Homework Problems

1. Calculate the lowest order energy shift for the (0th order degenerate first) excited states of Helium $\Delta E^{(s,t)}_{2,l}$ where $\ell=0,1$. This problem is set up in the discussion of the first excited states. The following formulas will aid you in the computation. First, we can expand the formula for the inverse distance between the two electrons as follows.
   
   $${1\over\vert\vec{r}_1-\vec{r}_2\vert}=\sum\limits_{\ell=0}^\infty{r_<^\ell\over r_>^{\ell+1}}P_\ell(\cos\theta_{12})$$
   
   
   Here $r_<$ is the smaller of the two radii and $r_>$ is the larger. As in the ground state calculation, we can use the symmetry of the problem to specify which radius is the larger. Then we can use a version of the addition theorem to write the Legendre Polynomial $P_\ell(\cos\theta_{12})$ in terms of the spherical hamonics for each electron.
   
   $$P_\ell(\cos\theta_{12})={4\pi\over 2\ell+1}\sum\limits_{m=-\e... ...-1)^mY_{\ell m}(\theta_1,\phi_1)Y_{\ell (-m)}(\theta_2,\phi_2)$$
   
   
   Using the equation $Y_{\ell (-m)}=(-1)^\ell Y_{\ell m}^*$, this sets us up to do our integrals nicely.
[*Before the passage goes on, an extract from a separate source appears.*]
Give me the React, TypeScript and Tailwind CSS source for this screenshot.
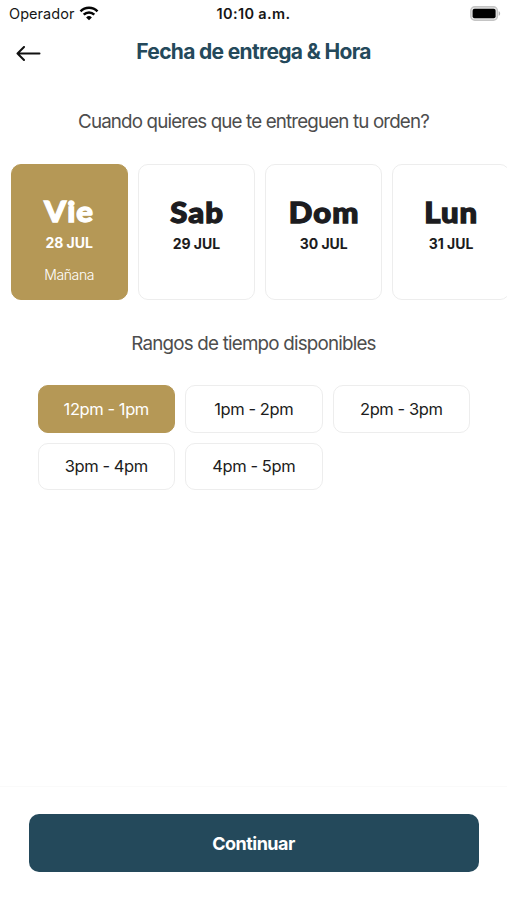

2. Consider the lowest state of ortho-helium. What is the magnetic moment? That is what is the interaction with an external magnetic field?
3. A proton and neutron are bound together into a deuteron, the nucleus of an isotope of hydrogen. The binding energy is found to be -2.23 MeV for the nuclear ground state, an $\ell=0$ state. Assuming a potential of the form $V(r)=V_0{e^{-r/r_0}\over r/r_0}$, with $r_0=2.8$ Fermis, use the variational principle to estimate the strength of the potential.

4. Use the variational principle with a gaussian trial wave function to prove that a one dimensional attractive potential will always have a bound state.

5. Use the variational principle to estimate the ground state energy of the anharmonic oscillator, $H={p^2\over 2m}+\lambda x^4$.